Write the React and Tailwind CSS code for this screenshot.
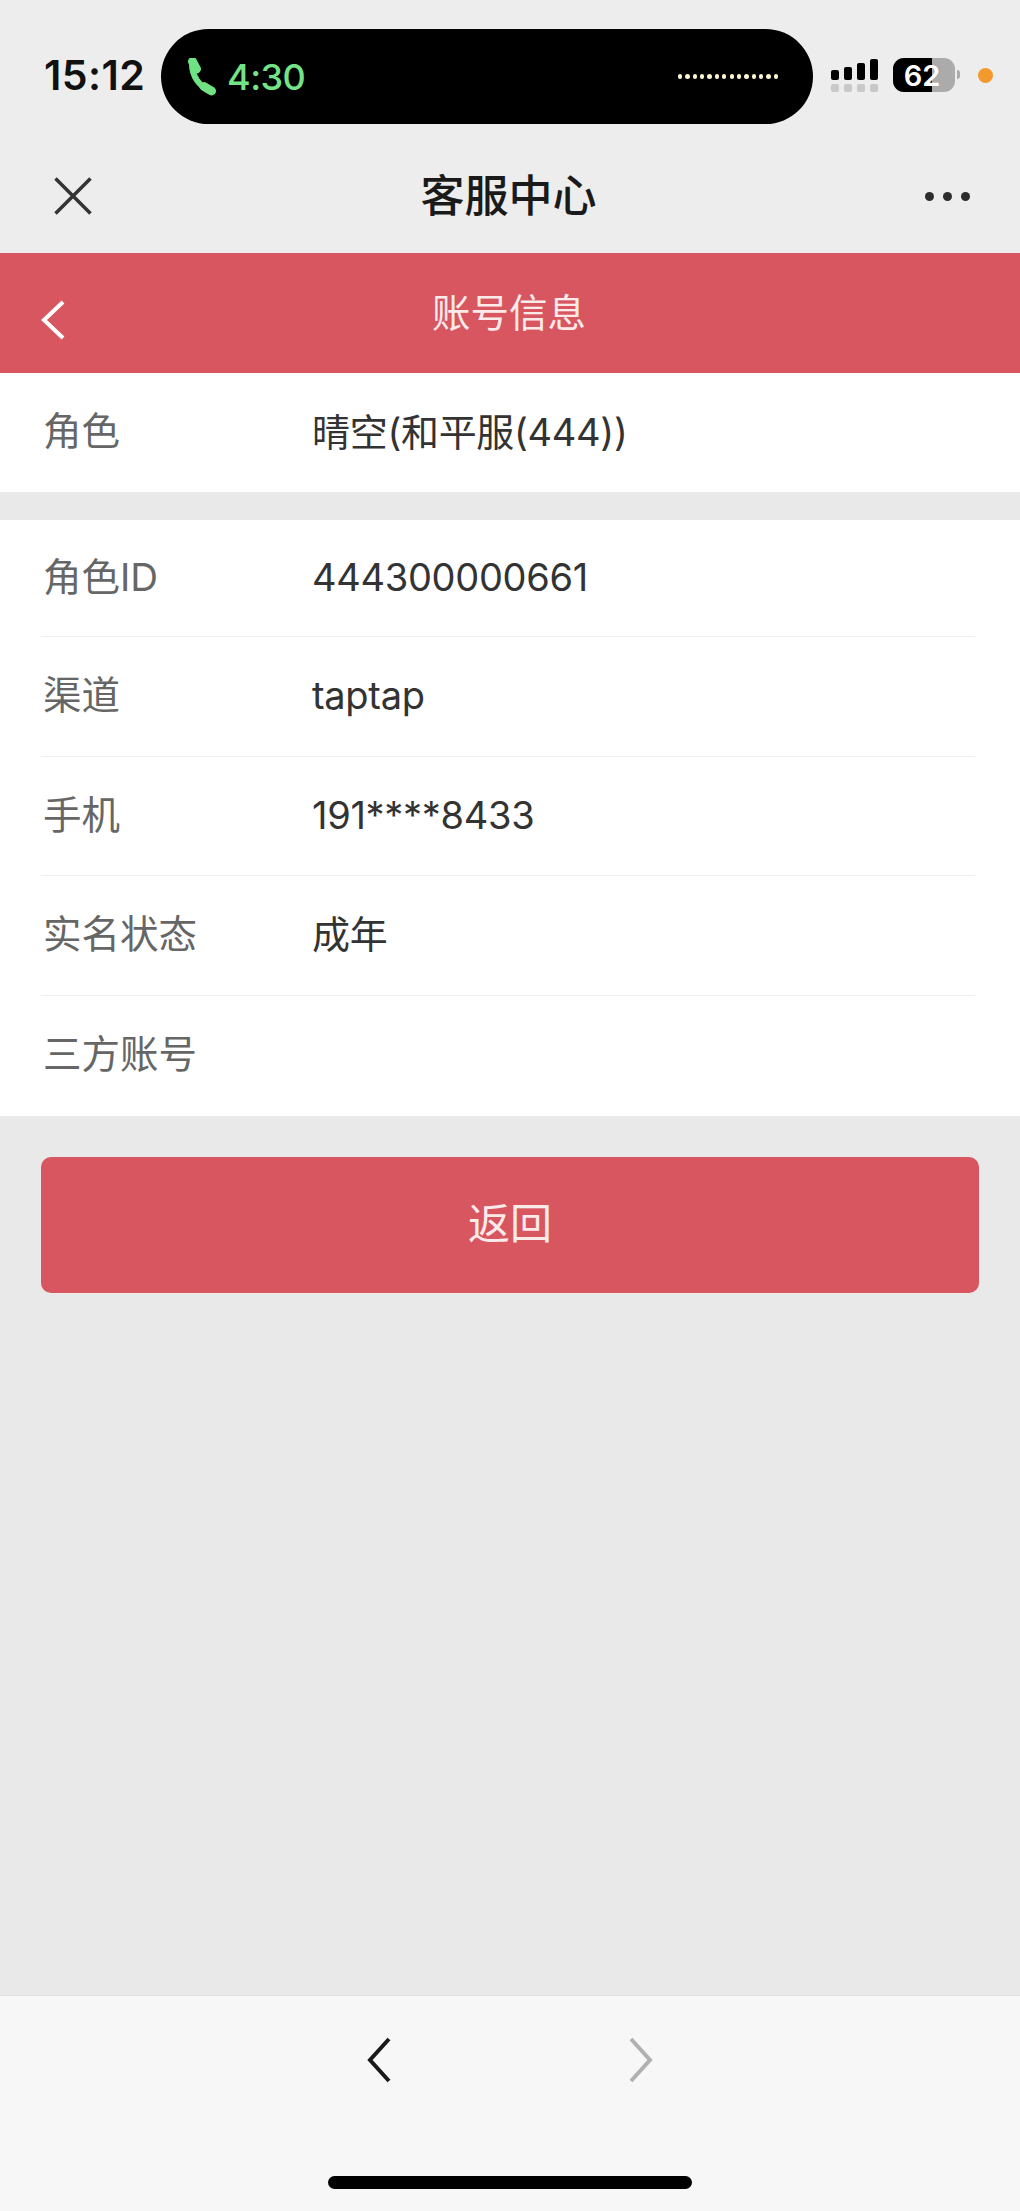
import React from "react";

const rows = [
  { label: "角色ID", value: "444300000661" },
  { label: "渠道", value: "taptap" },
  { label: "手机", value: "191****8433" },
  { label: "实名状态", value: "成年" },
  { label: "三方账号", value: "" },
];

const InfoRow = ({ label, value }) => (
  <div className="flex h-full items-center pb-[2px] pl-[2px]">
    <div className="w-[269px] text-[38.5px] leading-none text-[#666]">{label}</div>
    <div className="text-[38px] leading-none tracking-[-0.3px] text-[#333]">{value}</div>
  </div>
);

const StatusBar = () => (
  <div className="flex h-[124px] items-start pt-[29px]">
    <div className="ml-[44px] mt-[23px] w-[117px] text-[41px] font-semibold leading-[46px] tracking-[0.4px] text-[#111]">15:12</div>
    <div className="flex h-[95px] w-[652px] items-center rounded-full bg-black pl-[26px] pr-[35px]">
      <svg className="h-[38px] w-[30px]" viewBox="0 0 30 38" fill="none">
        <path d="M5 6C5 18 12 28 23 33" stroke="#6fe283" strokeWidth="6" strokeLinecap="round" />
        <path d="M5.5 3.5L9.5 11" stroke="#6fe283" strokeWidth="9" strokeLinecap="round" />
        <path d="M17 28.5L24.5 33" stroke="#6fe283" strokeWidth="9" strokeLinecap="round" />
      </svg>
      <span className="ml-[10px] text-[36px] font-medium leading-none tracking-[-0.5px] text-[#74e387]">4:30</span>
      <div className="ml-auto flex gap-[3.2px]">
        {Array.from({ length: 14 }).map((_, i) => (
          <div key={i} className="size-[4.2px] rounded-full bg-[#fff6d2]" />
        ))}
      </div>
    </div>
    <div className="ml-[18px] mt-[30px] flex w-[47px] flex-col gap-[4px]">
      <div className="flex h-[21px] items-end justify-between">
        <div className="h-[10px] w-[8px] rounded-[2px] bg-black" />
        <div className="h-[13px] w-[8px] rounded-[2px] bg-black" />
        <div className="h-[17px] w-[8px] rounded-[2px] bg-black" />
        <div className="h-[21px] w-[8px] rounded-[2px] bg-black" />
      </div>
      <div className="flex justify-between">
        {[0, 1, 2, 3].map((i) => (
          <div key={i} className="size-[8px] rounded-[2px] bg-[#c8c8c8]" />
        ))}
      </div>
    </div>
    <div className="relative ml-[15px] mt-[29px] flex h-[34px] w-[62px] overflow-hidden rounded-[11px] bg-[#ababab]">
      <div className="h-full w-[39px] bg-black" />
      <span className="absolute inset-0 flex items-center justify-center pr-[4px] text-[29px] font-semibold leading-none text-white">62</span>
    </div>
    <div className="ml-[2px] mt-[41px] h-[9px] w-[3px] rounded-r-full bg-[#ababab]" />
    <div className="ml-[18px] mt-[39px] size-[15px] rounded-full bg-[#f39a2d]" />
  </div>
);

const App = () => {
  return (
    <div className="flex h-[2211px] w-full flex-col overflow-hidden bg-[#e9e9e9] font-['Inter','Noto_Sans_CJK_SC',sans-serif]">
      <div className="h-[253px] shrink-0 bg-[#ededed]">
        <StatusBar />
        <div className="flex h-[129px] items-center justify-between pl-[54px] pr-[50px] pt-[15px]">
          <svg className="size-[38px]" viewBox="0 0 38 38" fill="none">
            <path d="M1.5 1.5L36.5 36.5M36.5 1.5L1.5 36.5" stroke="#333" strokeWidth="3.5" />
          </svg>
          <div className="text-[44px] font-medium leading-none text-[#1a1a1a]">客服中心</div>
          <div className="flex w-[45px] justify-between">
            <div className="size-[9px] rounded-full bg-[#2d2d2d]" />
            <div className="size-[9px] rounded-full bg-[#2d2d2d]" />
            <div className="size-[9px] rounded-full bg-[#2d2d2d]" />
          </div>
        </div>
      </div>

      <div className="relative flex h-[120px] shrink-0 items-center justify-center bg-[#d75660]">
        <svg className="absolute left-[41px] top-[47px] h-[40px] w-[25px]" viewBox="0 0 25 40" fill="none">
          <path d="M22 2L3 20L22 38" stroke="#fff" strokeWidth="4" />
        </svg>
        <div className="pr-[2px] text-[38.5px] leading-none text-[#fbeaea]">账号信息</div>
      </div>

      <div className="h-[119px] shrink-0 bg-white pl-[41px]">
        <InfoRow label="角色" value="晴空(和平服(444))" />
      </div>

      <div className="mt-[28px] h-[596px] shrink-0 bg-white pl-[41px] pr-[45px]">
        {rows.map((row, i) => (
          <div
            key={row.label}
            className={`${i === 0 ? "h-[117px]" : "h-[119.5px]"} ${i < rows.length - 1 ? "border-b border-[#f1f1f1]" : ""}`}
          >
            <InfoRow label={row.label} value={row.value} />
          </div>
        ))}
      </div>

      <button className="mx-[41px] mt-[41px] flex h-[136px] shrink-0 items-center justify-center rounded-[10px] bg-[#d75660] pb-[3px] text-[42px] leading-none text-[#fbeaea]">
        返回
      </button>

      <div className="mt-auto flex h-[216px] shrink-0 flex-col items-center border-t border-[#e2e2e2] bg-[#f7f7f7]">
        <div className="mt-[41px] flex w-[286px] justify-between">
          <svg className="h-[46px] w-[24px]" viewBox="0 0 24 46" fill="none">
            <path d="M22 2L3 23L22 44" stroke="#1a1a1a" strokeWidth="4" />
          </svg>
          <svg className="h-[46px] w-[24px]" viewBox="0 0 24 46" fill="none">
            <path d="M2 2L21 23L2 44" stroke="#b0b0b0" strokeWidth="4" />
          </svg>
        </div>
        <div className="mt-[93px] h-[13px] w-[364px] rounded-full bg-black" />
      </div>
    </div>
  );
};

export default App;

## REQUIREMENTS
Count every line above that holds the string "React" and give the total, nothing more.

## SOLUTION TO THIS EXERCISE
2